[Directions for this task]:
Find the lines that hold "Tailwind". Report only how many there are.

[Given records]:
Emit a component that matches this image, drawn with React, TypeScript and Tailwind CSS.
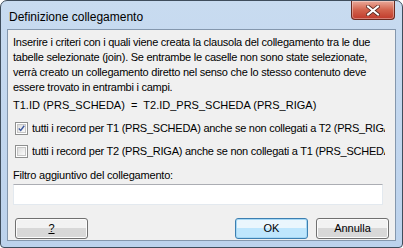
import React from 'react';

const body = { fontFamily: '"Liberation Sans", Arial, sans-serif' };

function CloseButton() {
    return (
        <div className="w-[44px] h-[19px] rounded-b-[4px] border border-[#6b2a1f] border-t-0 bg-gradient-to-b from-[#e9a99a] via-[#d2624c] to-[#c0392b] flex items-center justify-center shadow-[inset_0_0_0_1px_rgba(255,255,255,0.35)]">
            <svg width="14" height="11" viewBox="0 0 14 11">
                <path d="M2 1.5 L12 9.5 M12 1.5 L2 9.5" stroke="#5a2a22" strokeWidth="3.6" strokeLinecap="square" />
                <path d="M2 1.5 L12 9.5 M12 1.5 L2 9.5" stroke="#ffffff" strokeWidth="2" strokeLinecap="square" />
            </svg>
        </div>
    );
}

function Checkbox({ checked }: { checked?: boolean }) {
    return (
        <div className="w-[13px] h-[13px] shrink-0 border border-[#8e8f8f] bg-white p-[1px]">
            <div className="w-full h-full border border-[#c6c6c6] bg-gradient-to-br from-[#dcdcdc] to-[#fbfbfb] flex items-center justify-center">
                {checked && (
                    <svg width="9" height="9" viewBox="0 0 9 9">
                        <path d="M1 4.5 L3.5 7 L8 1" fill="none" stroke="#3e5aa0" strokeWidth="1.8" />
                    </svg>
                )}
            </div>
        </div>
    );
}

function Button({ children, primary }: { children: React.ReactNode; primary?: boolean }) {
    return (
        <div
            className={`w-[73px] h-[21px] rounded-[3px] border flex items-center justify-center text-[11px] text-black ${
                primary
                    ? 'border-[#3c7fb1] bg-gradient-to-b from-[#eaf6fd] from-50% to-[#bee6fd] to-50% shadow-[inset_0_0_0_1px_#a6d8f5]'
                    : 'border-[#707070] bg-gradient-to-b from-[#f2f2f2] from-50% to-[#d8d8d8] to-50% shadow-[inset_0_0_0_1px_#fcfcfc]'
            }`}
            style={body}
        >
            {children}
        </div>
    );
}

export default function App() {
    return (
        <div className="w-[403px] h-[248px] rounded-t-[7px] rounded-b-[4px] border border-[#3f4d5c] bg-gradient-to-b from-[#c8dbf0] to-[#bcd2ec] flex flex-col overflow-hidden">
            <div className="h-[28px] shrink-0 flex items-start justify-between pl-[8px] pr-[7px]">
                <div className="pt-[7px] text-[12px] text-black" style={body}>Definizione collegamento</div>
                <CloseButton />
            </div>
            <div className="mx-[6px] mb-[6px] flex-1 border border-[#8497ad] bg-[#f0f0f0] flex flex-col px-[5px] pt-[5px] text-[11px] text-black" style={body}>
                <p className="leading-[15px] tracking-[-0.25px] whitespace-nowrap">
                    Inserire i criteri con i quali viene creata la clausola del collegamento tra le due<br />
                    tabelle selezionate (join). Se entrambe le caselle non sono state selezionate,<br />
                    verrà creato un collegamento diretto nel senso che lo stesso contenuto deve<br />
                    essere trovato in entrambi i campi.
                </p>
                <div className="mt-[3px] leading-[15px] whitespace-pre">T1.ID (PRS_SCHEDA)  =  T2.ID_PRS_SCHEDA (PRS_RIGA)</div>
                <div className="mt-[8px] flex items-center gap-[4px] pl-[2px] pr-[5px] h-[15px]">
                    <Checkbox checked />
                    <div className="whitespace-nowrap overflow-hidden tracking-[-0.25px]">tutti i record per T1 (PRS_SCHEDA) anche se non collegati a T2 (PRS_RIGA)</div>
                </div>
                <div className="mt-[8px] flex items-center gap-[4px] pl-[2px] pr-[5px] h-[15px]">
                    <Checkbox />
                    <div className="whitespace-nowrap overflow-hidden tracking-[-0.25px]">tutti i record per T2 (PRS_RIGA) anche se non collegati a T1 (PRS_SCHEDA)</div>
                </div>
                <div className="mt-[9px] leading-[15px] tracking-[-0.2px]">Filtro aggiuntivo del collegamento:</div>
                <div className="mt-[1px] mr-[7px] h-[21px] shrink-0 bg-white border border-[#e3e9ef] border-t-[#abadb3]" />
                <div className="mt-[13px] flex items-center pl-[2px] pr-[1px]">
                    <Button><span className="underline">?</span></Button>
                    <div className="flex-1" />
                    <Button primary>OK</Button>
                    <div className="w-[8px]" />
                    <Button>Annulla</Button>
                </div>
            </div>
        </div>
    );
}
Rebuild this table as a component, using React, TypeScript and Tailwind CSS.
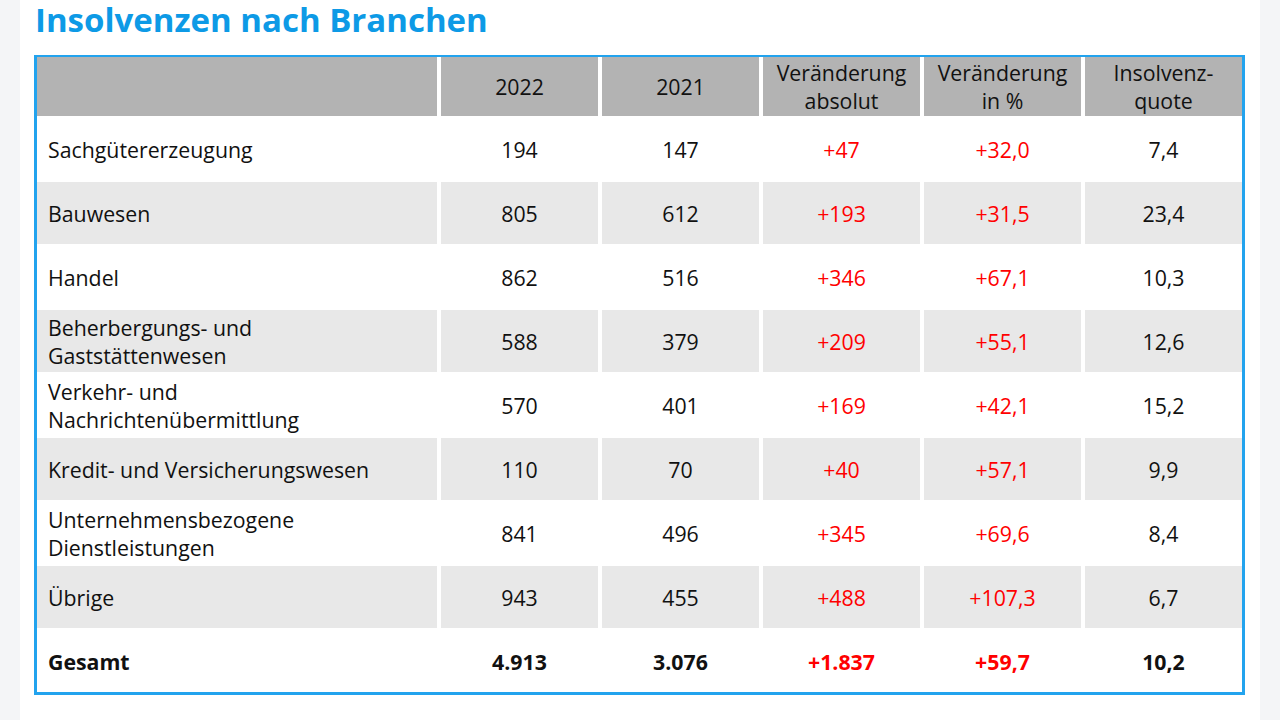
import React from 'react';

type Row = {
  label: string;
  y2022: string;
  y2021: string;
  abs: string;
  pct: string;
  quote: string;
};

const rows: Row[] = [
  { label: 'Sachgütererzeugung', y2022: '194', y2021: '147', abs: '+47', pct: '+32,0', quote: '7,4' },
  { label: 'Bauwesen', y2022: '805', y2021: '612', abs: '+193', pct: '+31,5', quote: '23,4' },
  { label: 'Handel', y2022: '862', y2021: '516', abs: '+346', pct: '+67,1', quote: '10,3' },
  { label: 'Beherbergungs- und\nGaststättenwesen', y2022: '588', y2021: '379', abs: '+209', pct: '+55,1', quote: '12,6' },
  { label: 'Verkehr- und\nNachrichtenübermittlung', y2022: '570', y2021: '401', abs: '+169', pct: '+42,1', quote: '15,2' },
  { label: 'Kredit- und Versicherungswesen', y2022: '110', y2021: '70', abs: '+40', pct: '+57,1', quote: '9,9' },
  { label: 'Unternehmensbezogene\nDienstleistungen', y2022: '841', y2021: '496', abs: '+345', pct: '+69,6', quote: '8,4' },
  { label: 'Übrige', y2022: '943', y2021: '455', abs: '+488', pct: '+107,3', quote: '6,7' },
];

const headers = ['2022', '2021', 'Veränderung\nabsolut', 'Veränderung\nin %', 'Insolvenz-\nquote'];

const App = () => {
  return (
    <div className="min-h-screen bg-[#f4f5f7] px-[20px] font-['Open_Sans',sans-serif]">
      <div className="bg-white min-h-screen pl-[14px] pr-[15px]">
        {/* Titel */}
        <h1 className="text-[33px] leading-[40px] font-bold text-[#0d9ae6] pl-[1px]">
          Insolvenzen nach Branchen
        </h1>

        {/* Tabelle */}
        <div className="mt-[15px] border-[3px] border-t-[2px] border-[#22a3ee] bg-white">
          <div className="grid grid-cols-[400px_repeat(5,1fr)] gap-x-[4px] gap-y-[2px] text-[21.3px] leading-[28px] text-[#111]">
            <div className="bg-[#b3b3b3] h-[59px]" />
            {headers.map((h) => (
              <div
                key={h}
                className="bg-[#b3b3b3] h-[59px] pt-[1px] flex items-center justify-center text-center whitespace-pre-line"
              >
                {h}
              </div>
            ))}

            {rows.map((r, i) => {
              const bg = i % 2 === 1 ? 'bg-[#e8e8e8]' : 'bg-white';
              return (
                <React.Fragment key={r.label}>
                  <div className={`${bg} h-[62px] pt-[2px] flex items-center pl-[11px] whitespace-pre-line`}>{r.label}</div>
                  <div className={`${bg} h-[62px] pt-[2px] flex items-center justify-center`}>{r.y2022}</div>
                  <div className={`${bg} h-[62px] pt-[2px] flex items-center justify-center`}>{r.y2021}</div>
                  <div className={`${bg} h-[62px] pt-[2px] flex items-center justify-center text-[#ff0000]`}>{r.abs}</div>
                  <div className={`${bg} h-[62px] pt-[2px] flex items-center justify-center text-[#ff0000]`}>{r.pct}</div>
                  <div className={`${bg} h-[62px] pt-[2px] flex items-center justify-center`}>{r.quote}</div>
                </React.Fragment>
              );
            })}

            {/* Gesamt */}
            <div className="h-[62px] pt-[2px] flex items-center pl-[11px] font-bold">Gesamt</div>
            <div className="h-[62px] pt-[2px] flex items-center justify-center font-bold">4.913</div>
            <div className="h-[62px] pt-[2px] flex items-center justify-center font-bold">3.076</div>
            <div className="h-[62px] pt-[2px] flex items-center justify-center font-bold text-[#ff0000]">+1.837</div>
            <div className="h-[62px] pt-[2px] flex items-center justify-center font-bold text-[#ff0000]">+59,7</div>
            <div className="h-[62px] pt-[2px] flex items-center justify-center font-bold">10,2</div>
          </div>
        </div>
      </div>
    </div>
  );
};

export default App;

[Result below]:
2